SEO analysis tools ($29-99/month free tiers available) like Ubersuggest or SE Ranking show keyword data, backlink profiles, and competitor analysis at a level free tools can't match.
For most local businesses, one or two tools from this tier — a rank tracker and a review management tool — provide enough data to make informed decisions without the cost of a full agency.
The Freelancer/Consultant Tier: $500 to $1,500/Month
Hiring an individual SEO freelancer or consultant gets you specialized expertise applied to your specific situation. At this price range, you typically get:
Monthly GBP management: Category optimization, posting, photo uploads, review monitoring and responses.
Content creation: Two to four service pages or blog posts per month written and published on your site.
Citation management: Building and maintaining consistent directory listings.
Basic reporting: Monthly updates on ranking positions, review growth, and traffic changes.
Strategy guidance: What to prioritize, what to fix, what to build next.
This tier works well for business owners who understand the value of local SEO but don't have the time or desire to execute it themselves. The quality varies enormously — an experienced local SEO specialist at $1,000/month can outperform a mediocre agency at $2,500/month.
The Agency Tier: $1,500 to $3,000+/Month
Full-service local SEO agencies handle everything: GBP optimization and management, website content creation, technical SEO, link building, citation management, review strategy, and comprehensive reporting.
At this price range, you should expect a dedicated team or account manager, regular strategy calls, measurable progress tracked against specific KPIs, and transparent reporting on what was done and what it produced.
The agency tier makes sense when you're in a highly competitive market where outpacing well-funded competitors requires professional-grade execution across all fronts simultaneously. It also makes sense when your business generates enough revenue from SEO leads that the ROI math works clearly — a roofing company spending $2,000/month that generates three additional jobs at $12,000 each is getting a 17x return.
The ROI Perspective
The real question isn't "how much does it cost?" — it's "what's it worth?"
Calculate your lead value. What's your average job value? What percentage of calls convert to jobs? If your average job is $2,000 and you close 40% of leads, each organic lead is worth $800.
Estimate the traffic impact. If improved rankings generate five additional calls per month, that's $4,000 in monthly revenue from organic leads. Against a $1,000/month SEO investment, that's a 4x return.

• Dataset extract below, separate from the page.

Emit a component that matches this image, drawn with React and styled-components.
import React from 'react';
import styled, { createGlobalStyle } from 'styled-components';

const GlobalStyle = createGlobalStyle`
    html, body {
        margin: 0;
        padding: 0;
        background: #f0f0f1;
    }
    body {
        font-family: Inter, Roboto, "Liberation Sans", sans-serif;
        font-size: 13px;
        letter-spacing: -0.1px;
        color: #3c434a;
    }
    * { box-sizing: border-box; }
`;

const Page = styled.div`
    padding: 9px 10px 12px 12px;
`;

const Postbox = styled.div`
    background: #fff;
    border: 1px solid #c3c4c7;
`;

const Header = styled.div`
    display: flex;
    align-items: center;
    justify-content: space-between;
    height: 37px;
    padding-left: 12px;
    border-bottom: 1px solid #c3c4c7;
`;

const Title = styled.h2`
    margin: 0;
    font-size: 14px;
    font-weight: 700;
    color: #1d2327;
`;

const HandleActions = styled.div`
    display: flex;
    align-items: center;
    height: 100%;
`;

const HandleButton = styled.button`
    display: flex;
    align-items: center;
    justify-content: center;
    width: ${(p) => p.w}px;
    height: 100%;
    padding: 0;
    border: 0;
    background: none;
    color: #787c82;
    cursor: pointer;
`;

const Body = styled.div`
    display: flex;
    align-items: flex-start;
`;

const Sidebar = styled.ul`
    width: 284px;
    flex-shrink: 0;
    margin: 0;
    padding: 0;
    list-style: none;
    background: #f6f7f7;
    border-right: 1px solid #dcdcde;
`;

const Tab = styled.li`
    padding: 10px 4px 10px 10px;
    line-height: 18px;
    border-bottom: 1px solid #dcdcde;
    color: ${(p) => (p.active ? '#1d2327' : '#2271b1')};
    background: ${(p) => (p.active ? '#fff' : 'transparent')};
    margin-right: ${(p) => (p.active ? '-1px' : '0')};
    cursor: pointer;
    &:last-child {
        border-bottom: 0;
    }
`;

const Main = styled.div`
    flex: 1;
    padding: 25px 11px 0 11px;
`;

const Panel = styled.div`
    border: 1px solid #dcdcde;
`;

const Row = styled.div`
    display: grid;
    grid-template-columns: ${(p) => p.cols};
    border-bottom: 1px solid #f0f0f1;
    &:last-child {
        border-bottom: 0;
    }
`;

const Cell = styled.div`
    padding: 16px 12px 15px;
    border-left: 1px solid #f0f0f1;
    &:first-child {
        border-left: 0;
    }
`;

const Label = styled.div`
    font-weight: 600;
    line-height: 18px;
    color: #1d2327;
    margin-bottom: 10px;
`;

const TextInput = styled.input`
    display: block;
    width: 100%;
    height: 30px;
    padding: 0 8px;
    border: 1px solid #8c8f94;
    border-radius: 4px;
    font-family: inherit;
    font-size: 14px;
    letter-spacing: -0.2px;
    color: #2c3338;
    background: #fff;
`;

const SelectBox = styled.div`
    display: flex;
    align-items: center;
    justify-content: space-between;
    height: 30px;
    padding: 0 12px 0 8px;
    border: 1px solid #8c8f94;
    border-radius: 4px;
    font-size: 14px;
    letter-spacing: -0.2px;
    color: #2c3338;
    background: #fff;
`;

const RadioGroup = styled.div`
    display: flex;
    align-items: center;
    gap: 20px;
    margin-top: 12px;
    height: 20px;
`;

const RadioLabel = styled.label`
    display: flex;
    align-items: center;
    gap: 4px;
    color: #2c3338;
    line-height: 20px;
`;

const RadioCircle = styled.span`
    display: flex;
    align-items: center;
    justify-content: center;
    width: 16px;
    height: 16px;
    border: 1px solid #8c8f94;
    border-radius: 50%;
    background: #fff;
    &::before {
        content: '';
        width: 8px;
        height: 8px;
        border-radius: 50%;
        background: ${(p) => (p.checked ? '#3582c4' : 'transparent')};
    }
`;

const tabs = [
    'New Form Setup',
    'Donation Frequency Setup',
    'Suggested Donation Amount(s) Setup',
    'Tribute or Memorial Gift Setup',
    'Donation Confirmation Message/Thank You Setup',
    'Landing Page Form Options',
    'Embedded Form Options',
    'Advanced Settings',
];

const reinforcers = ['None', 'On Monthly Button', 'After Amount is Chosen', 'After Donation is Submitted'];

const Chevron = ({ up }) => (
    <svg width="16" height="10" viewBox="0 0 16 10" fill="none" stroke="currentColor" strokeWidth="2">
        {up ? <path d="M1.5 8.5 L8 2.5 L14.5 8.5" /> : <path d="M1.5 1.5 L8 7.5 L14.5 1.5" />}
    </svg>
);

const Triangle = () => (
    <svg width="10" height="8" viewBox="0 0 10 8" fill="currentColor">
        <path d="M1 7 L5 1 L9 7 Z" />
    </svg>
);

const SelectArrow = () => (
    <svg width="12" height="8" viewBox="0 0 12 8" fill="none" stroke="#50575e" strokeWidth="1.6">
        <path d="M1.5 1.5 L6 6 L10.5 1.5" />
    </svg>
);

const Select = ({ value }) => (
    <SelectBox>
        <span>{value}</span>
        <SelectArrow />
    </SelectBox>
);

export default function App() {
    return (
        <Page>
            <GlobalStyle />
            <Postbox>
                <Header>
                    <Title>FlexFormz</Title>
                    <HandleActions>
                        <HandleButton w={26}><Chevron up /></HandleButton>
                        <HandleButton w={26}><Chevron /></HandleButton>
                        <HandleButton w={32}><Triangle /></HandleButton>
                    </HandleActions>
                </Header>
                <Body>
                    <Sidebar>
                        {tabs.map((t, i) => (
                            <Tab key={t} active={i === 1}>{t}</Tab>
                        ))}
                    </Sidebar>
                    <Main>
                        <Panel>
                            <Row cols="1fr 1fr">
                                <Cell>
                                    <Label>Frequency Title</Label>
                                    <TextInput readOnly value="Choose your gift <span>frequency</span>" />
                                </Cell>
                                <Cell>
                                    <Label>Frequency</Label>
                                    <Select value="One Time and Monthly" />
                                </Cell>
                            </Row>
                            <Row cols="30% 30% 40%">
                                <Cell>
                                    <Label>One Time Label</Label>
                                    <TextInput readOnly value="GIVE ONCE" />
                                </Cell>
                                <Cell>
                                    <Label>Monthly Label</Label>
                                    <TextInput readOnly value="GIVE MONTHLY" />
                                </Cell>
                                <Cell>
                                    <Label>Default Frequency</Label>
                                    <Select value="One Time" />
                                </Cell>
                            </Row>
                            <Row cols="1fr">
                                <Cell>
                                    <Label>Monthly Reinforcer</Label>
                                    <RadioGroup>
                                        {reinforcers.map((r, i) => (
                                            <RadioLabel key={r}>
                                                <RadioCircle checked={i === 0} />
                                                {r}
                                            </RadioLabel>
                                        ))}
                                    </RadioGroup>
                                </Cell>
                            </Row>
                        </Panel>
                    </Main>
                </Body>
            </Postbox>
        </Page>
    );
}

Consider the timeline. SEO costs are ongoing but so are the returns — and unlike paid ads, the work you do today continues producing results months and years later. A service page written in January that ranks for its keyword generates free traffic in March, July, December, and every month after.
For most local service businesses, the ROI on local SEO — whether DIY or paid — significantly exceeds the investment within six to twelve months.
What to Watch Out For
Agencies guaranteeing specific rankings. No one can guarantee a #1 position on Google. Rankings depend on competitors, location, algorithm changes, and dozens of factors outside any agency's control. Agencies that guarantee results are either lying or defining "results" in misleading ways.
Long-term contracts with no flexibility. Month-to-month agreements with the option to cancel keep agencies accountable. A 12-month contract with a 60-day cancellation clause is a red flag — if their work is good, you'll stay voluntarily.
Agencies that won't explain what they're doing. You should receive clear reporting on what actions were taken each month and what results those actions produced. Vague monthly reports with fancy dashboards but no substance are a warning sign.
Extremely low prices. An agency offering "full SEO" for $199/month is either doing very little or outsourcing to low-quality providers. Quality local SEO requires real work from people who know what they're doing.
The Right Investment for You
Tight budget, more time: DIY everything. GBP optimization, review generation, and one to two pages per week of website content. Zero cost, maximum sweat equity.
Moderate budget, some time: DIY the GBP and reviews (only you can ask your customers in person), hire a freelancer for content creation and technical work. $500 to $1,000/month.
Healthy budget, limited time: Hire a quality agency or consultant to handle execution while you focus on running your business. $1,500 to $2,500/month.
Any budget: Start with the free stuff. Optimize your GBP, ask for reviews, write your first service pages. See what happens in three months. Then decide whether you need help accelerating from there.